Sur le plan économique, Yves Fluckiger, après un exposé sur la situation des bas salaires et des working poor, en Suisse a plaidé pour une intervention nécessaire et défendu certaines idées, prenant le contre-pied de la vulgate néolibérale, notamment le fait qu’à travers la hausse du taux de rotation de la main d’œuvre qu’ils induisent, les bas salaires sont un facteur de hausse du chômage et de réduction de la productivité, que les bas salaires réduisent les incitations des entreprises à investir dans la formation, comme aussi l’efficacité des mesures de réinsertion professionnelle des chômeurs-euses… Il a rappelé la campagne de l’USS «Plus aucun salaire au-dessous de 3000 Fr.», en évoquant ses effets positifs (lancer le débat, mettre l’accent sur les bas salaires dans les négociations), mais aussi ses limites, seuls 50% des salarié-e-s du secteur privé étant couverts par une CCT et… elles ne contiennent de loin pas toutes un salaire minimum… Ainsi selon lui la question d’un salaire minimum légal mérite d’être posée, à ce propos Yves Fluckiger a souligné qu’un tel salaire constituerait un pas vers une plus grande équité des salaires entre hommes et femmes et que si les problèmes de pauvreté ne peuvent être réduits par cet unique moyen, une telle politique y contribuerait de manière significative…

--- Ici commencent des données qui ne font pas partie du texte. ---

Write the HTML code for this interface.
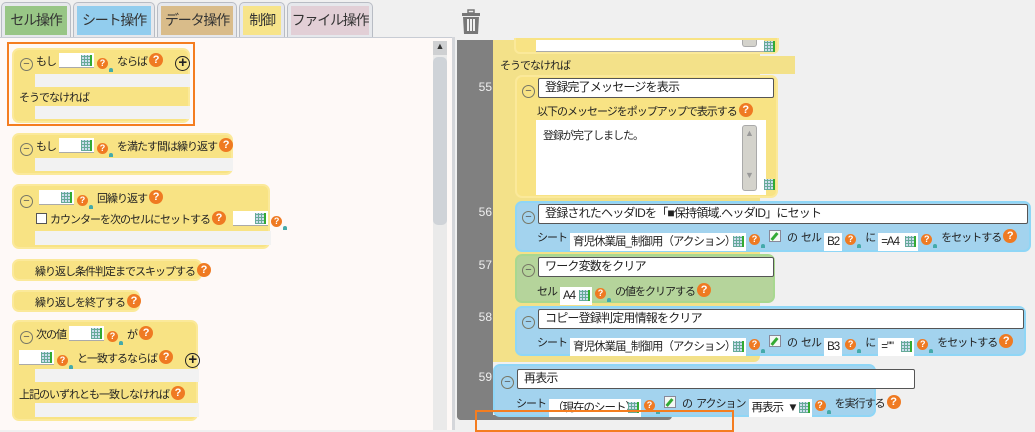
<!DOCTYPE html>
<html><head><meta charset="utf-8"><style>
*{box-sizing:border-box;margin:0;padding:0}
body{width:1035px;height:430px;overflow:hidden;background:#f0f0f0;font-family:"Liberation Sans","Noto Sans CJK JP",sans-serif;font-size:11px;letter-spacing:-1px;word-spacing:2px;color:#222;position:relative}
.a{position:absolute}
.tab{position:absolute;top:2px;height:35px;border:1px solid #b8bcc4;border-bottom:none;border-radius:5px 5px 0 0;background:#e6e8ec;padding:3px}
.tab div{height:29px;line-height:29px;font-size:14px;letter-spacing:-1.2px;text-align:center;color:#333;white-space:nowrap;overflow:hidden}
.blk{position:absolute;background:#f8e384;border:2px solid #fbe99a;border-radius:7px}
.gr{position:absolute;background:#f2f2f2}
.t{position:absolute;white-space:nowrap;line-height:16px}
.g{display:inline-block;width:11px;height:11px;vertical-align:-1px;background:repeating-linear-gradient(90deg,#6a9 0 1px,transparent 1px 3px),repeating-linear-gradient(0deg,#6a9 0 1px,#cde 1px 3px);border-right:2px solid #3a3}
.q{display:inline-block;width:11px;height:11px;border-radius:50%;background:#ef7a22;color:#fff;font-size:9px;letter-spacing:0;line-height:11px;text-align:center;font-weight:bold;vertical-align:-1px;position:relative;margin-right:5px}
.q:after{content:"";position:absolute;right:-5px;bottom:-3px;width:4px;height:4px;background:#4aa;border-radius:2px 2px 0 0}
.Q{display:inline-block;width:14px;height:14px;border-radius:50%;background:#ef7a22;color:#fff;font-size:11px;letter-spacing:0;line-height:14px;text-align:center;font-weight:bold;vertical-align:2px;margin-left:2px}
.m{display:inline-block;width:13px;height:13px;border:1px solid #776;border-radius:50%;text-align:center;line-height:10px;font-size:11px;letter-spacing:0;color:#555;vertical-align:-2px;margin-right:3px}
.p{display:inline-block;width:15px;height:15px;border:1.5px solid #222;border-radius:50%;text-align:center;line-height:12px;font-size:15px;letter-spacing:0;font-weight:bold;vertical-align:-2px}
.ln{position:absolute;left:458px;width:34px;text-align:right;color:#eee;font-size:12px;letter-spacing:0}
.bb{position:absolute;background:#a3d3ee;border:2px solid #8fd6f6;border-radius:7px}
.gb{position:absolute;background:#b5d49b;border:2px solid #a8d890;border-radius:7px}
.ti{position:absolute;background:#fff;border:1px solid #555;border-radius:2px;padding-left:6px;line-height:17px;font-size:12px;letter-spacing:-0.8px;white-space:nowrap}
.w{background:#fff;padding:0 16px 0 3px;display:inline-block;line-height:18px;white-space:nowrap;text-align:left;vertical-align:-4px;position:relative;margin:0 3px;font-size:11.5px}
.w .g{position:absolute;right:2px;top:3px}
.ib{display:inline-block;width:35px;height:15px;background:#fff;border-bottom:1px solid #aaa;vertical-align:-3px;position:relative;margin:0 3px}
.ib .g{position:absolute;right:2px;top:2px}
.e{display:inline-block;width:12px;height:12px;border:1px solid #889;background:#f4f8f4;vertical-align:-1px;position:relative;margin:0 6px 0 4px}
.e:after{content:"";position:absolute;left:3px;top:1px;width:3px;height:9px;background:#3a3;transform:rotate(40deg)}
</style></head><body>
<div class="a" style="left:0;top:0;width:455px;height:430px;background:#f0f0f0"></div>
<div class="tab" style="left:1px;width:70px"><div style="background:#98c686">セル操作</div></div>
<div class="tab" style="left:73px;width:82px"><div style="background:#92cdee">シート操作</div></div>
<div class="tab" style="left:157px;width:80px"><div style="background:#d9bc8a">データ操作</div></div>
<div class="tab" style="left:239px;width:46px"><div style="background:#f7e48a">制御</div></div>
<div class="tab" style="left:287px;width:86px"><div style="background:#e2cfd6">ファイル操作</div></div>
<div class="a" style="left:0;top:37px;width:452px;height:393px;background:#fef9f7;border-top:1px solid #c8ccd4"></div>
<div class="a" style="left:433px;top:41px;width:14px;height:389px;background:#eaeaea"></div>
<div class="a" style="left:433px;top:41px;width:14px;height:14px;background:#cfd0d2;font-size:9px;text-align:center;color:#333;letter-spacing:0">▲</div>
<div class="a" style="left:433px;top:57px;width:14px;height:168px;background:#cfd3d8;border-radius:5px"></div>
<div class="a" style="left:452px;top:37px;width:3px;height:393px;background:#d4d6da"></div>

<div class="blk" style="left:12px;top:48px;width:178px;height:75px"></div>
<div class="t" style="left:20px;top:53px"><span class="m">−</span>もし<span class="ib"><span class="g"></span></span><span class="q">?</span> ならば<span class="Q">?</span> &nbsp;&nbsp;<span class="p">+</span></div>
<div class="gr" style="left:35px;top:74px;width:155px;height:13px"></div>
<div class="t" style="left:19px;top:90px">そうでなければ</div>
<div class="gr" style="left:35px;top:106px;width:155px;height:13px"></div>
<div class="a" style="left:7px;top:42px;width:188px;height:84px;border:2.5px solid #f47d20"></div>

<div class="blk" style="left:12px;top:133px;width:221px;height:42px"></div>
<div class="t" style="left:20px;top:138px"><span class="m">−</span>もし<span class="ib"><span class="g"></span></span><span class="q">?</span> を満たす間は繰り返す<span class="Q">?</span></div>
<div class="gr" style="left:35px;top:158px;width:198px;height:13px"></div>

<div class="blk" style="left:12px;top:184px;width:258px;height:65px"></div>
<div class="t" style="left:20px;top:190px"><span class="m">−</span><span class="ib"><span class="g"></span></span><span class="q">?</span> 回繰り返す<span class="Q">?</span></div>
<div class="t" style="left:36px;top:211px"><span style="display:inline-block;width:11px;height:11px;border:1px solid #555;background:#fff;vertical-align:-1px;margin-right:3px"></span>カウンターを次のセルにセットする<span class="Q">?</span> <span class="ib"><span class="g"></span></span><span class="q">?</span></div>
<div class="gr" style="left:35px;top:231px;width:236px;height:14px"></div>

<div class="blk" style="left:12px;top:259px;width:190px;height:22px"></div>
<div class="t" style="left:35px;top:263px">繰り返し条件判定までスキップする<span class="Q">?</span></div>
<div class="blk" style="left:12px;top:290px;width:128px;height:22px"></div>
<div class="t" style="left:35px;top:294px">繰り返しを終了する<span class="Q">?</span></div>

<div class="blk" style="left:12px;top:320px;width:186px;height:101px"></div>
<div class="t" style="left:20px;top:326px"><span class="m">−</span>次の値<span class="ib"><span class="g"></span></span><span class="q">?</span> が<span class="Q">?</span></div>
<div class="t" style="left:16px;top:350px"><span class="ib"><span class="g"></span></span><span class="q">?</span> と一致するならば<span class="Q">?</span> &nbsp;&nbsp;<span class="p">+</span></div>
<div class="gr" style="left:35px;top:369px;width:164px;height:13px"></div>
<div class="t" style="left:19px;top:386px">上記のいずれとも一致しなければ<span class="Q">?</span></div>
<div class="gr" style="left:35px;top:403px;width:164px;height:14px"></div>

<svg class="a" style="left:461px;top:9px" width="20" height="26" viewBox="0 0 20 26"><rect x="1" y="4" width="18" height="3" fill="#777"/><rect x="7" y="1" width="6" height="3" fill="none" stroke="#777" stroke-width="1.5"/><path d="M2 8h16l-1 17H3z" fill="#777"/><rect x="6" y="10" width="2" height="12" fill="#f0f0f0"/><rect x="9" y="10" width="2" height="12" fill="#f0f0f0"/><rect x="12" y="10" width="2" height="12" fill="#f0f0f0"/></svg>
<div class="a" style="left:456px;top:40px;width:579px;height:390px;background:#f0f0f0"></div>
<div class="a" style="left:457px;top:40px;width:36px;height:380px;background:#808080;border-radius:0 0 0 4px"></div>
<div class="a" style="left:457px;top:415px;width:215px;height:5px;background:#808080;border-radius:0 0 4px 4px"></div>
<div class="a" style="left:493px;top:40px;width:267px;height:322px;background:#f3e189;border-radius:0 0 6px 0"></div>
<div class="a" style="left:493px;top:56px;width:302px;height:18px;background:#f3e189"></div>
<div class="blk" style="left:514px;top:38px;width:265px;height:16px;border-top:none;border-radius:0 0 6px 6px"></div>
<div class="a" style="left:536px;top:40px;width:228px;height:12px;background:#fff;border-bottom:1px solid #aaa"></div>
<div class="a" style="left:742px;top:40px;width:15px;height:7px;background:#d4d3cc;border:1px solid #aaa;border-top:none;border-radius:0 0 3px 3px"></div>
<div class="t" style="left:764px;top:40px"><span class="g"></span></div>
<div class="t" style="left:500px;top:58px">そうでなければ</div>

<div class="ln" style="top:80px">55</div>
<div class="blk" style="left:515px;top:75px;width:263px;height:123px"></div>
<div class="t" style="left:522px;top:81px"><span class="m">−</span></div>
<div class="ti" style="left:538px;top:78px;width:236px;height:20px">登録完了メッセージを表示</div>
<div class="t" style="left:537px;top:103px">以下のメッセージをポップアップで表示する<span class="Q">?</span></div>
<div class="a" style="left:536px;top:120px;width:230px;height:75px;background:#fff"></div>
<div class="t" style="left:543px;top:128px">登録が完了しました。</div>
<div class="a" style="left:742px;top:125px;width:15px;height:66px;background:#d4d3cc;border:1px solid #aaa;border-radius:3px;font-size:9px;color:#999;text-align:center;line-height:14px;letter-spacing:0">▲<br><br><br>▼</div>
<div class="t" style="left:764px;top:178px"><span class="g"></span></div>

<div class="ln" style="top:205px">56</div>
<div class="bb" style="left:515px;top:201px;width:516px;height:51px"></div>
<div class="t" style="left:522px;top:207px"><span class="m">−</span></div>
<div class="ti" style="left:538px;top:204px;width:490px;height:20px">登録されたヘッダIDを「■保持領域.ヘッダID」にセット</div>
<div class="t" style="left:537px;top:229px">シート<span class="w" style="width:176px">育児休業届_制御用（アクション）<span class="g"></span></span><span class="q">?</span><span class="e"></span>の セル<span class="w" style="padding-right:3px">B2</span><span class="q">?</span> に<span class="w" style="width:40px">=A4<span class="g"></span></span><span class="q">?</span> をセットする<span class="Q">?</span></div>

<div class="ln" style="top:258px">57</div>
<div class="gb" style="left:515px;top:254px;width:260px;height:49px"></div>
<div class="t" style="left:522px;top:260px"><span class="m">−</span></div>
<div class="ti" style="left:538px;top:257px;width:236px;height:20px">ワーク変数をクリア</div>
<div class="t" style="left:537px;top:283px">セル<span class="w" style="width:32px">A4<span class="g"></span></span><span class="q">?</span> の値をクリアする<span class="Q">?</span></div>

<div class="ln" style="top:310px">58</div>
<div class="bb" style="left:515px;top:306px;width:511px;height:50px"></div>
<div class="t" style="left:522px;top:312px"><span class="m">−</span></div>
<div class="ti" style="left:538px;top:309px;width:486px;height:20px">コピー登録判定用情報をクリア</div>
<div class="t" style="left:537px;top:334px">シート<span class="w" style="width:176px">育児休業届_制御用（アクション）<span class="g"></span></span><span class="q">?</span><span class="e"></span>の セル<span class="w" style="padding-right:3px">B3</span><span class="q">?</span> に<span class="w" style="width:36px">=""<span class="g"></span></span><span class="q">?</span> をセットする<span class="Q">?</span></div>

<div class="ln" style="top:370px">59</div>
<div class="bb" style="left:493px;top:364px;width:383px;height:53px"></div>
<div class="t" style="left:501px;top:372px"><span class="m">−</span></div>
<div class="ti" style="left:517px;top:369px;width:398px;height:20px">再表示</div>
<div class="t" style="left:516px;top:395px">シート<span class="w" style="width:92px">（現在のシート）<span class="g"></span></span><span class="q">?</span><span class="e"></span>の アクション<span class="w" style="width:63px">再表示 ▼<span class="g"></span></span><span class="q">?</span> を実行する<span class="Q">?</span></div>
<div class="a" style="left:475px;top:410px;width:259px;height:22px;border:2.5px solid #f47d20"></div>
</body></html>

Effet positif sur l’emploi

Il a également expliqué le résultat d’études empiriques récentes montrant un effet positif d’une politique de salaire minimum et de hausse de celui-ci sur l’emploi, contrairement aux idées reçues par une majorité d’économistes, qui voudraient qu’en augmentant l’offre de travail et en réduisant la demande de la part des entreprises le salaire minimum serait générateur de chômage…

A propos du mécanisme à introduire pour la fixation du niveau d’un salaire minimum Yves Fluckiger a été dans le sens d’un «accrochage» de celui-ci au salaire médian. Le taux à retenir dans la loi relevant évidemment d’un rapport de forces politique…

Au final,ce débat n’a évidemment pas débouché sur une décision de principe du SIT, mais il contribué a donner du grain à moudre pour la mise au point du projet d’initiative AGT et augure du soutien possible d’une force syndicale significative… A suivre!